The Jujutsu Kaisen movie will adapt Chapter 0 and serve as a prequel, but that was originally the pilot of the Jujutsu Kaisen manga and so is also readily available for you to read right now. In fact, it will probably be the first thing you see if you choose to read Jujutsu Kaisen.
If you choose to read Jujutsu Kaisen physically, Chapter 0 exists as its own tankobon volume, and details events prior to Itadori joining Tokyo Jujutsu High. It introduces supporting characters Satoru Gojo, Maki Zenin, Toge Inumaki, and Panda through the eyes of Yuta Okkotsu (who is never seen and only mentioned in the main series).
Fans of the anime are probably also wondering about how the two compare. Well, the anime of Jujutsu Kaisen is shockingly faithful to its manga source material. It does an exceptional job of carrying everything over, even down to the background details that sometimes get glossed over by anime adaptations.
The anime is also gorgeous, both in art and animation. It is stunning to look at, featuring some of the most well-animated fight scenes in anime history. The Jujutsu Kaisen manga, however, also excels in this department.
Watching the actions scenes of Jujutsu Kaisen unfold in the manga is its own kind of beautiful. Gege Akutami is an exceptional artist who uses dynamic shot composition, expressive characterisation, and imaginative depictions of magic and combat to bring so much texture and electricity to his panels.
The design of Jujutsu Kaisen is a wonder to behold. And while, as I said, the anime does a stellar job of translating this to screen and colour, the manga is where it started, and Gege Akutami’s art deserves your love and admiration.
If you’re already a huge fan of the anime, you need to read Jujutsu Kaisen just to see the art, design, and plotting of this stunning series as it was originally done by its sole creator. The mind and hand of Gege Akutami are truly exceptional things.
For new fans of Jujutsu Kaisen
If you’re a new or prospective fan of the series, the biggest reason to read Jujutsu Kaisen is that you get to start at Chapter 0. As I already said, this was the manga’s pilot, so it’s where every new reader should begin.
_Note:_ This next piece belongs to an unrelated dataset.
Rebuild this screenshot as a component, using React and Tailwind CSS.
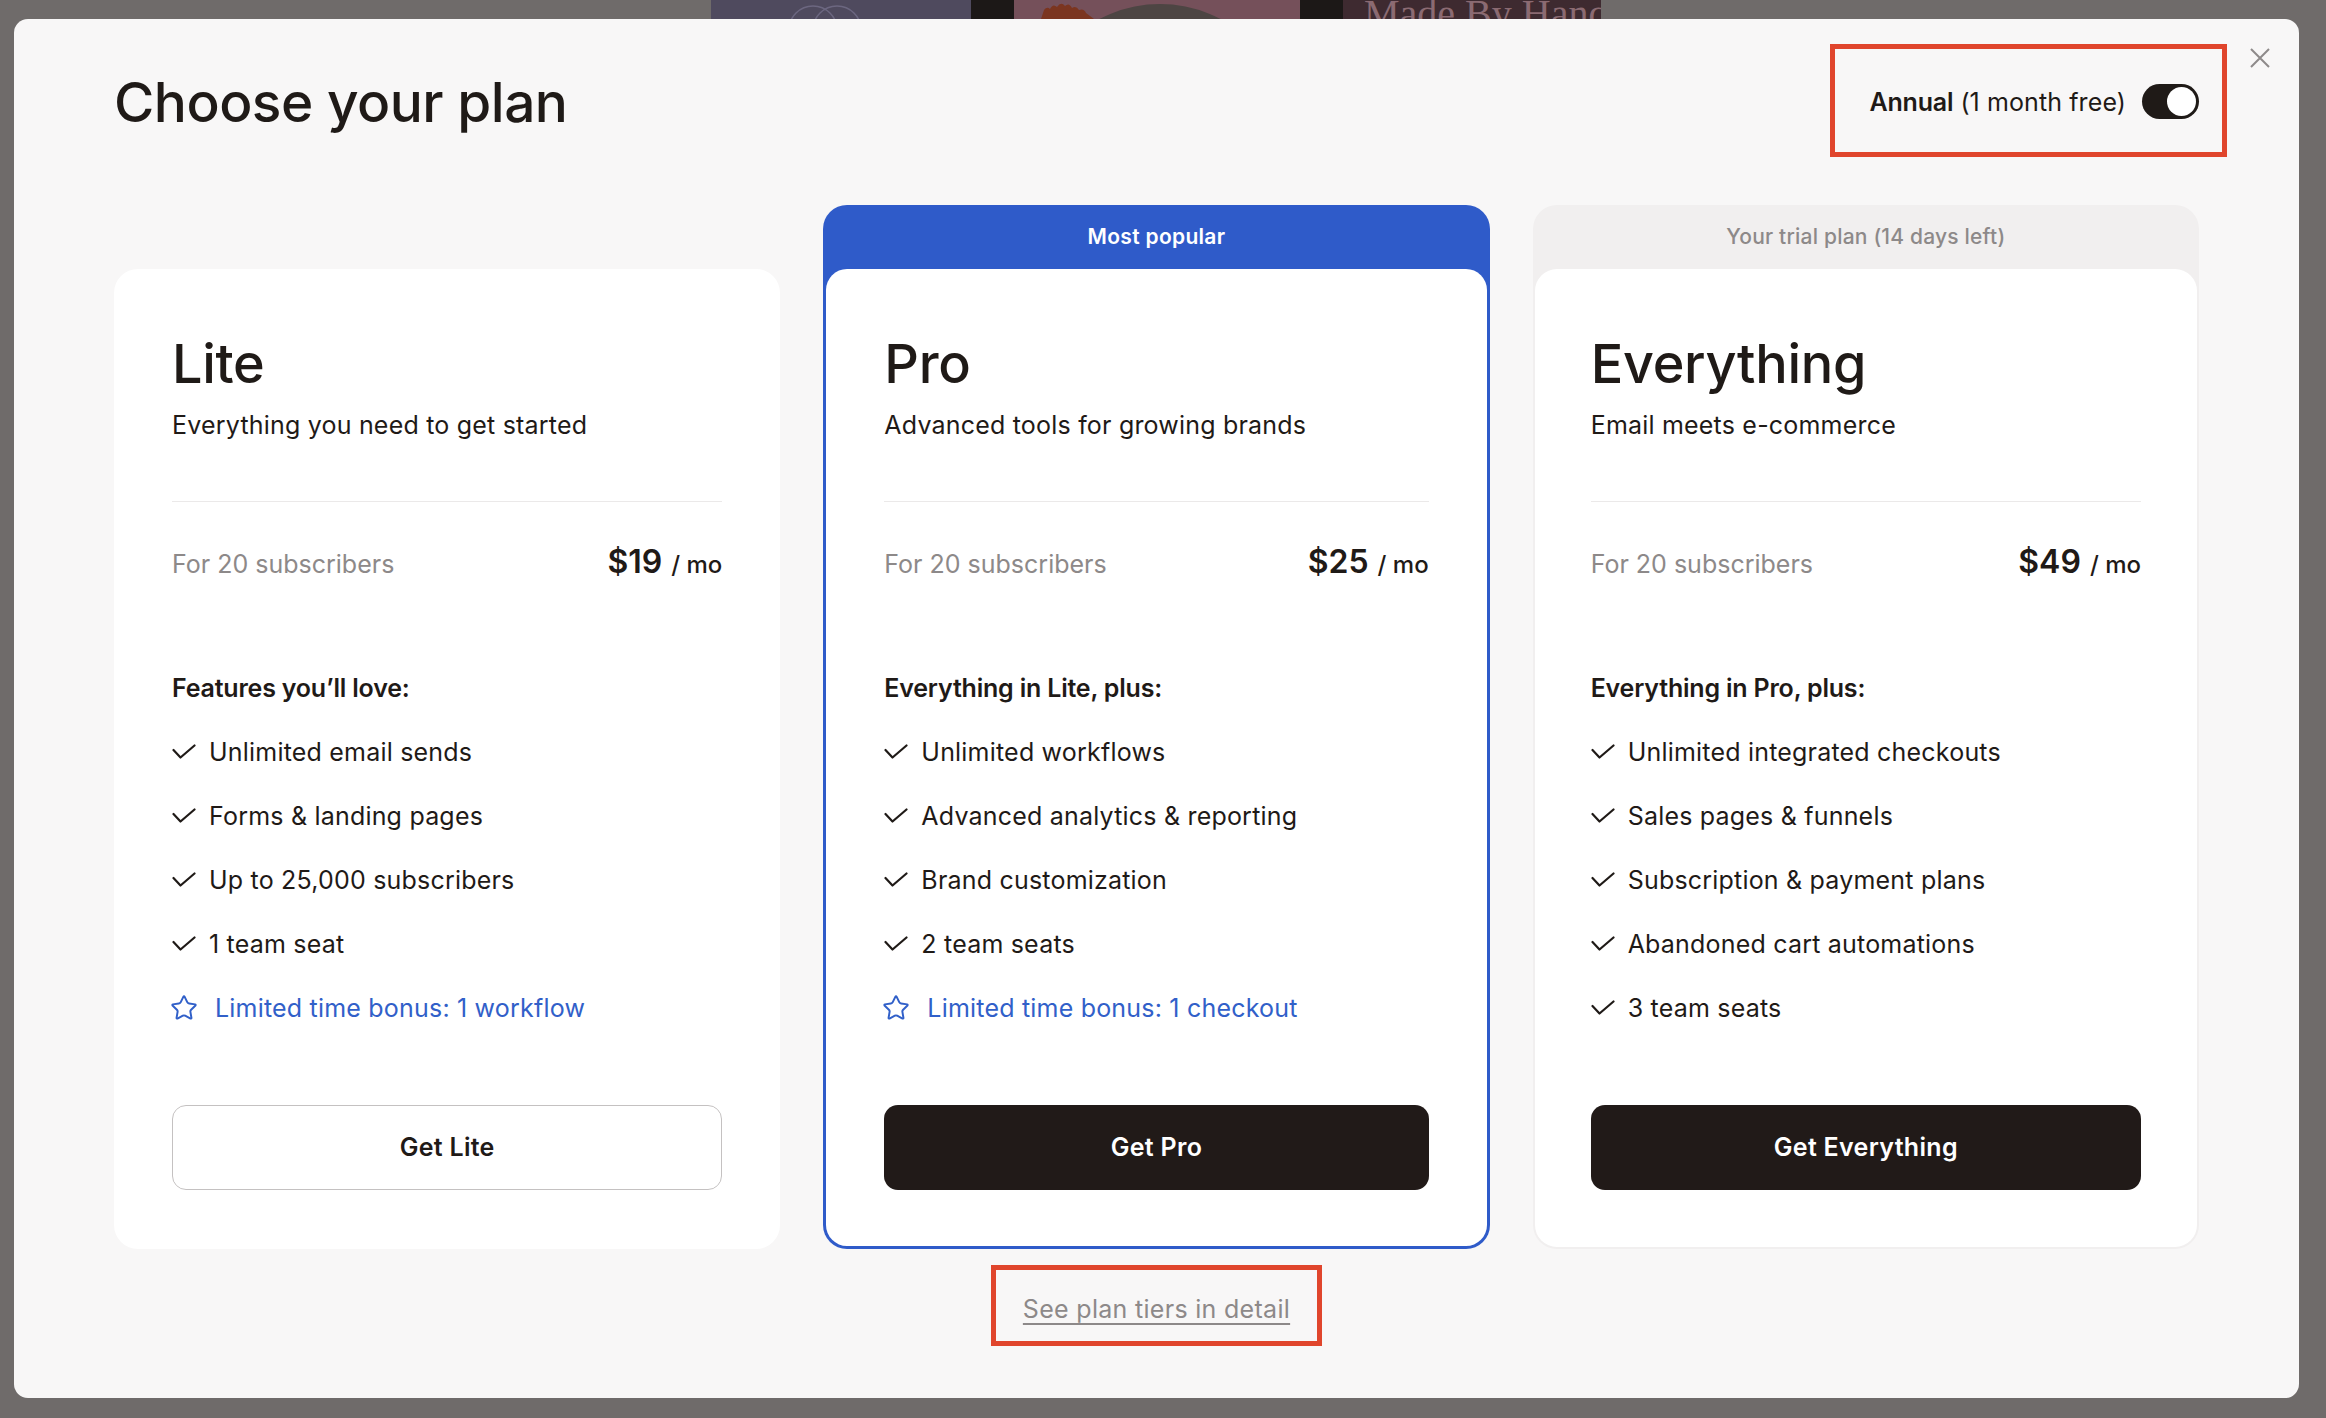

Fans of the anime (who haven’t read the manga) will know nothing about the events of Chapter 0, until it’s covered in the Jujutsu Kaisen movie. If you start with the manga, you start with Chapter 0 and move on from there.
If you choose to read Jujutsu Kaisen, you can also enjoy it uninterrupted. You have no anime to compare it to, no pauses, no need to wait. You can just start reading and enjoy it from beginning to end (well, not quite — at the time of writing, the Jujutsu Kaisen manga isn’t finished. It is, however, currently around three anime seasons long).
I’ve already pointed out how gorgeous Gege Akutami’s art is, so you’re not losing anything by starting with the manga. You can also then turn to the anime to see how MAPPA broughtJujutsu Kaisen to life with stunning animation.